As the year comes to a close, two of the oldest partners in the National Democratic Alliance (NDA) stand separated from the Bharatiya Janata Party (BJP). The Akali Dal’s disenchantment with Narendra Modi’s BJP is even more significant than that of the Shiv Sena. Uddhav Thackarey walked out of the NDA in Maharashtra over what he thought was the BJP’s bad faith; the Badals feel that Modi’s BJP was striking at the very core of their constituency, the Jat peasantries.
The Akali Dal-the BJP political entente was hugely significant in the context of the rupture between the Indian state and the Sikh community after the Operation Blue Star.
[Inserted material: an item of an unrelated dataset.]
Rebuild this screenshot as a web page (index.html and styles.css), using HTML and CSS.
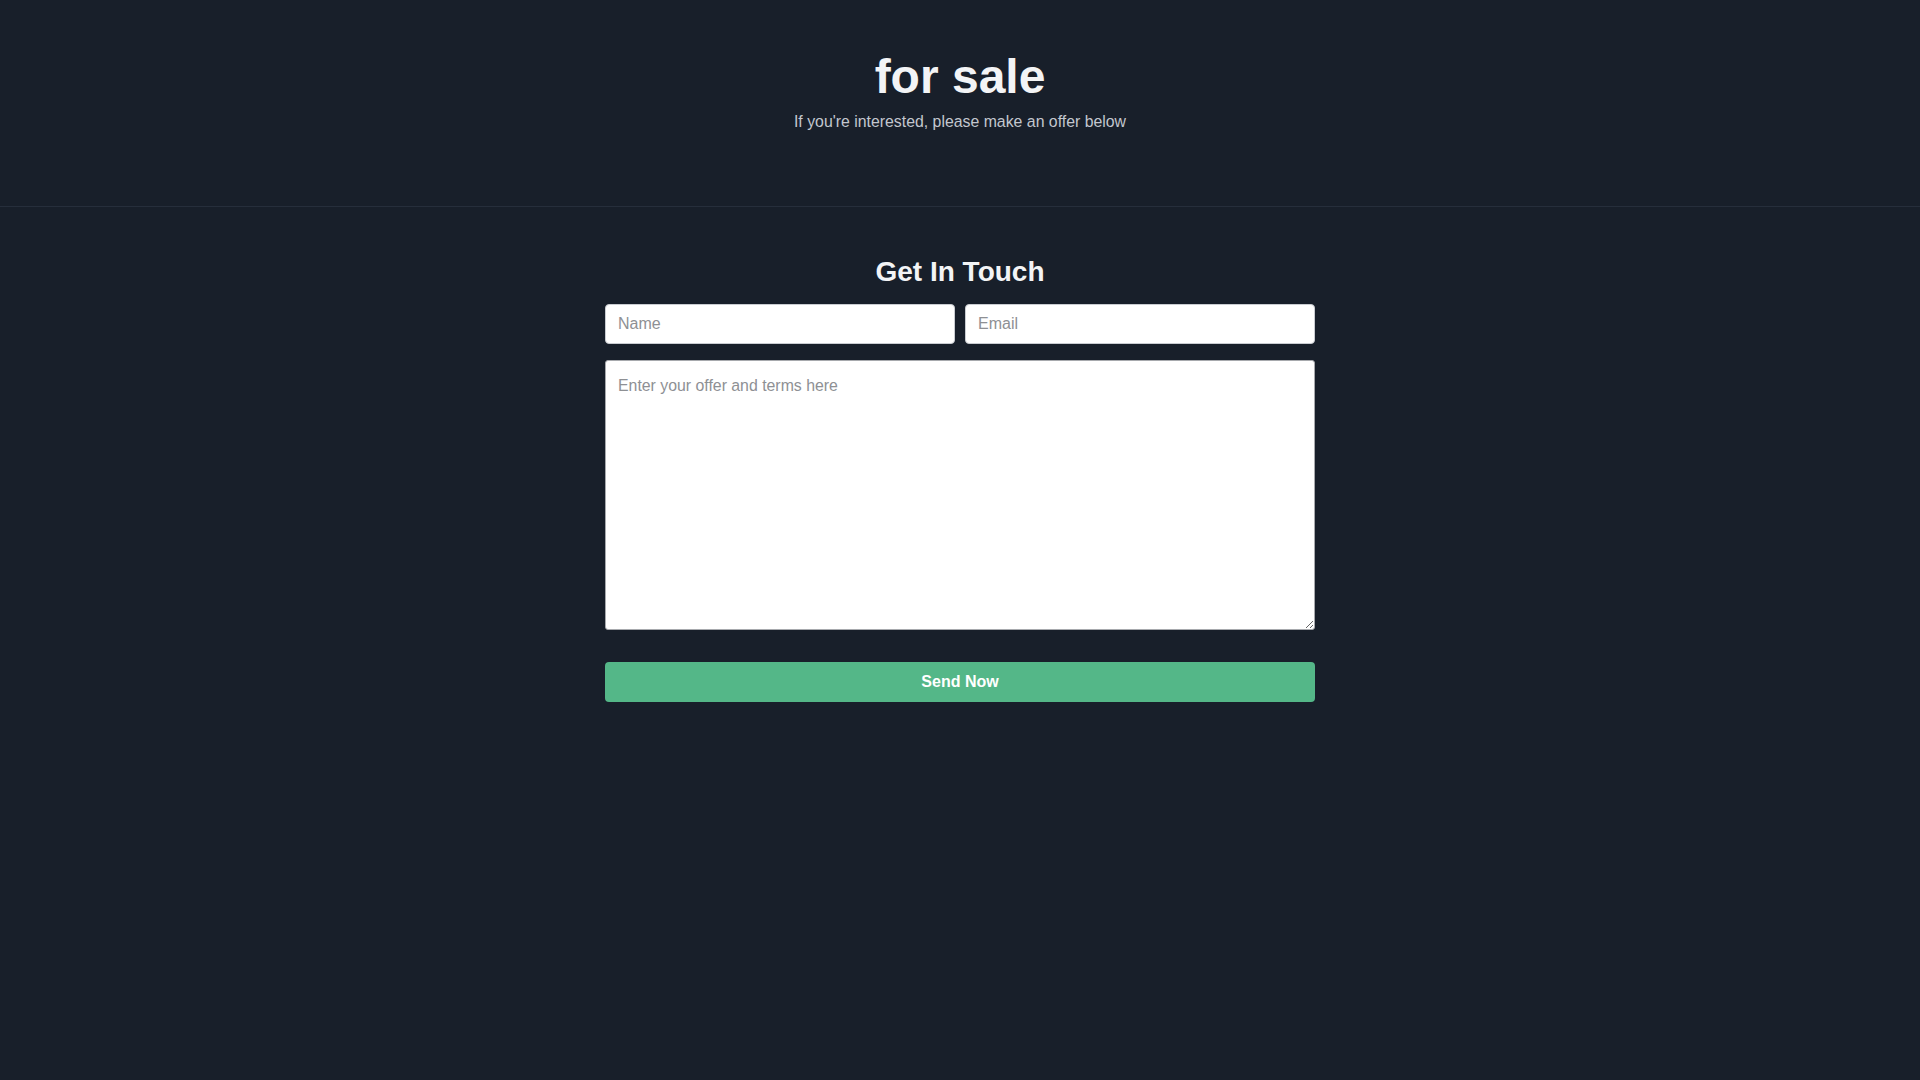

The BJP leadership’s unwillingness to satisfy and accommodate the Shiv Sena and the Akali Dal represents a qualitatively different – and, perhaps, an inevitable – turn in the life of the NDA.
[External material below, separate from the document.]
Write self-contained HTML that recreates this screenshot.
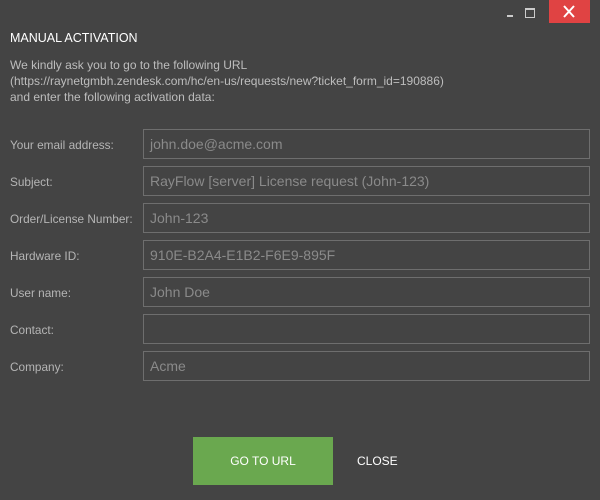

As a political contraption, the NDA was anchored in a wise understanding: the principal task of statecraft in this vast land of baffling diversities will always be to generate and sustain political harmony, and, even if there was to be some kind of ordered conformity, prudence demanded that it must be dressed up as a respectful partnership between the Imperial New Delhi and those on the periphery and the margin.
This was nothing particularly insightful to this working stratagem; it was simply an unsentimental reiteration of the painful lessons learnt by the Congress party as it struggled to steer the disorderly post-independent polity towards stability and consolidation of the new Indian state. The Congress party refashioned itself as an efficacious political instrument of the Indian state; consequently, when the Congress began faltering, other experiments had to be conducted in producing pan-India sentiments of togetherness and cohesion. The first edition, the United Front, did not last long; there was a vacuum which needed to be filled – and the NDA had to be invented in 1998.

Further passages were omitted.